Por vezes, o diretor Matt Ross se rende a algumas convenções
melodramáticas e a alguns óbvios truques narrativos que tiram um pouco da força
sensorial de “Capitão fantástico” (2016). Ainda assim, o filme tem um resultado
final memorável, principalmente por algumas ousadias de forte empatia. A começar
pela síntese entre crueza e forte plasticidade na forma com que o seu registro
visual retrata uma natureza selvagem e a interação dos personagens com esse
cenário, chegando a lembrar o estilo do alemão Werner Herzog nesse tipo de
concepção cênica. É admirável também o trabalho de direção de atores, em que a
fluidez e expressividade das interpretações de Viggo Mortensen e do elenco de
adolescentes e criança rendem cenas antológicas pela dinâmica da interação
entre eles.
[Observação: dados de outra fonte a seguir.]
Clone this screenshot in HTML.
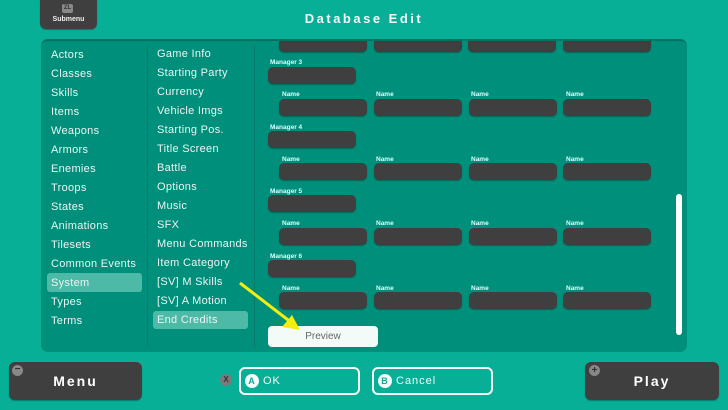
<!DOCTYPE html>
<html><head><style>
*{margin:0;padding:0;box-sizing:border-box}
body{width:728px;height:410px;background:#08af97;font-family:"Liberation Sans","DejaVu Sans",sans-serif;position:relative;overflow:hidden;color:#eef}
.a{position:absolute}
.dk{background:#3f3f3f;border-radius:5px;box-shadow:0 1px 1px rgba(0,0,0,.3)}
.t{position:absolute;font-size:11px;color:#eaf6f3;letter-spacing:.3px}
.sm{position:absolute;font-size:6.5px;font-weight:bold;color:#dff}
.btn{position:absolute;border:2px solid #f4fbfa;border-radius:6px;color:#f4fbfa;font-size:11px;letter-spacing:1px}
.circ{display:inline-block;width:14px;height:14px;border-radius:50%;background:#f4fbfa;color:#1a9;font-size:9px;font-weight:bold;text-align:center;line-height:14px;vertical-align:middle;margin-right:4px}
</style></head><body>
<div class="a dk" style="left:40px;top:-5px;width:57px;height:34px;border-radius:6px"></div>
<div class="a" style="left:62px;top:4px;width:11px;height:9px;background:#888;border-radius:2px;font-size:6px;color:#333;text-align:center;line-height:9px;font-weight:bold">ZL</div>
<div class="a" style="left:40px;top:16px;width:57px;text-align:center;font-size:7px;color:#eee;font-weight:bold">Submenu</div>
<div class="a" style="left:0;width:728px;top:11px;text-align:center;font-size:13px;font-weight:bold;letter-spacing:2.5px;color:#f2fbfa">Database Edit</div>
<div class="a" style="left:41px;top:39px;width:646px;height:313px;background:#008f7b;border-radius:7px;border-top:2px solid #056f60"></div>
<div class="a" style="left:147px;top:46px;width:1px;height:302px;background:#0b7b6b"></div>
<div class="a" style="left:254px;top:46px;width:1px;height:302px;background:#0b7b6b"></div>
<div class="a" style="left:47px;top:273px;width:95px;height:19px;background:#4db9a7;border-radius:3px"></div>
<div class="a" style="left:153px;top:311px;width:95px;height:18px;background:#4db9a7;border-radius:3px"></div>
<div class="t" style="left:51px;top:46px;line-height:19px">Actors<br>Classes<br>Skills<br>Items<br>Weapons<br>Armors<br>Enemies<br>Troops<br>States<br>Animations<br>Tilesets<br>Common Events<br>System<br>Types<br>Terms</div>
<div class="t" style="left:157px;top:45px;line-height:19px">Game Info<br>Starting Party<br>Currency<br>Vehicle Imgs<br>Starting Pos.<br>Title Screen<br>Battle<br>Options<br>Music<br>SFX<br>Menu Commands<br>Item Category<br>[SV] M Skills<br>[SV] A Motion<br>End Credits</div>
<div class="a" style="left:255px;top:41px;width:420px;height:310px;overflow:hidden">
<div class="a dk" style="left:24px;top:-5px;width:88px;height:16px"></div><div class="a dk" style="left:119px;top:-5px;width:88px;height:16px"></div><div class="a dk" style="left:213px;top:-5px;width:88px;height:16px"></div><div class="a dk" style="left:308px;top:-5px;width:88px;height:16px"></div>
</div>
<div class="sm" style="left:270px;top:59px">Manager 3</div><div class="a dk" style="left:268px;top:67px;width:88px;height:17px"></div>
<div class="sm" style="left:282px;top:91px">Name</div><div class="sm" style="left:376px;top:91px">Name</div><div class="sm" style="left:471px;top:91px">Name</div><div class="sm" style="left:566px;top:91px">Name</div>
<div class="a dk" style="left:279px;top:99px;width:88px;height:17px"></div><div class="a dk" style="left:374px;top:99px;width:88px;height:17px"></div><div class="a dk" style="left:469px;top:99px;width:88px;height:17px"></div><div class="a dk" style="left:563px;top:99px;width:88px;height:17px"></div>
<div class="sm" style="left:270px;top:124px">Manager 4</div><div class="a dk" style="left:268px;top:131px;width:88px;height:17px"></div>
<div class="sm" style="left:282px;top:156px">Name</div><div class="sm" style="left:376px;top:156px">Name</div><div class="sm" style="left:471px;top:156px">Name</div><div class="sm" style="left:566px;top:156px">Name</div>
<div class="a dk" style="left:279px;top:163px;width:88px;height:17px"></div><div class="a dk" style="left:374px;top:163px;width:88px;height:17px"></div><div class="a dk" style="left:469px;top:163px;width:88px;height:17px"></div><div class="a dk" style="left:563px;top:163px;width:88px;height:17px"></div>
<div class="sm" style="left:270px;top:188px">Manager 5</div><div class="a dk" style="left:268px;top:195px;width:88px;height:17px"></div>
<div class="sm" style="left:282px;top:220px">Name</div><div class="sm" style="left:376px;top:220px">Name</div><div class="sm" style="left:471px;top:220px">Name</div><div class="sm" style="left:566px;top:220px">Name</div>
<div class="a dk" style="left:279px;top:228px;width:88px;height:17px"></div><div class="a dk" style="left:374px;top:228px;width:88px;height:17px"></div><div class="a dk" style="left:469px;top:228px;width:88px;height:17px"></div><div class="a dk" style="left:563px;top:228px;width:88px;height:17px"></div>
<div class="sm" style="left:270px;top:253px">Manager 6</div><div class="a dk" style="left:268px;top:260px;width:88px;height:17px"></div>
<div class="sm" style="left:282px;top:285px">Name</div><div class="sm" style="left:376px;top:285px">Name</div><div class="sm" style="left:471px;top:285px">Name</div><div class="sm" style="left:566px;top:285px">Name</div>
<div class="a dk" style="left:279px;top:292px;width:88px;height:17px"></div><div class="a dk" style="left:374px;top:292px;width:88px;height:17px"></div><div class="a dk" style="left:469px;top:292px;width:88px;height:17px"></div><div class="a dk" style="left:563px;top:292px;width:88px;height:17px"></div>
<div class="a" style="left:268px;top:326px;width:110px;height:21px;background:#f3fbf9;border-radius:4px;color:#666;font-size:10px;text-align:center;line-height:21px">Preview</div>
<div class="a" style="left:676px;top:194px;width:6px;height:141px;background:#fff;border-radius:3px"></div>
<svg class="a" style="left:230px;top:275px" width="80" height="62"><line x1="10" y1="8" x2="62" y2="48" stroke="#f2ee10" stroke-width="3"/><polygon points="70,55 52,52 62,40" fill="#f2ee10"/></svg>
<div class="a dk" style="left:9px;top:362px;width:133px;height:38px;border-radius:6px;text-align:center;line-height:38px;font-size:14px;font-weight:bold;letter-spacing:2px;color:#fff">Menu</div>
<div class="a" style="left:12px;top:365px;width:11px;height:11px;border-radius:50%;background:#888;color:#333;font-size:10px;line-height:10px;text-align:center;font-weight:bold">−</div>
<div class="a dk" style="left:585px;top:362px;width:134px;height:38px;border-radius:6px;text-align:center;line-height:38px;font-size:14px;font-weight:bold;letter-spacing:2px;color:#fff">Play</div>
<div class="a" style="left:589px;top:365px;width:11px;height:11px;border-radius:50%;background:#888;color:#333;font-size:10px;line-height:11px;text-align:center;font-weight:bold">+</div>
<div class="a" style="left:220px;top:374px;width:12px;height:12px;border-radius:50%;background:#7a7a7a;color:#333;font-size:8px;line-height:12px;text-align:center;font-weight:bold">X</div>
<div class="btn" style="left:239px;top:367px;width:121px;height:28px;padding:5px 0 0 4px"><span class="circ">A</span>OK</div>
<div class="btn" style="left:372px;top:367px;width:121px;height:28px;padding:5px 0 0 4px"><span class="circ">B</span>Cancel</div>
</body></html>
O roteiro do filme também configura um ponto alto para a narrativa,
no sentido do inusitado de algumas passagens, na complexidade psicológica e
existencial na caracterização de alguns personagens, na verve irônica e
contestadora de boa parte dos diálogos e de um saudável teor libertário do
subtexto – nesse sentido, “Capitão fantástico” apresenta sintonia artística e
temática com uma das obras-primas da temporada, “A bruxa”, pela contundência e
lucidez de um discurso anticristão. E para coroar os acertos da produção, há
uma belíssima trilha sonora que combina com precisão temas etéreos
encantadores, cortesia dos islandeses do Sigur Ros, e ótimas canções rock. Diante
do obscurantismo e reacionarismo que tomaram conta do cenário
sócio-político-cultural no mundo em 2016, o caráter sardônico e desafiador de “Capitão
fantástico” acaba lhe dando uma efetiva transcendência artística.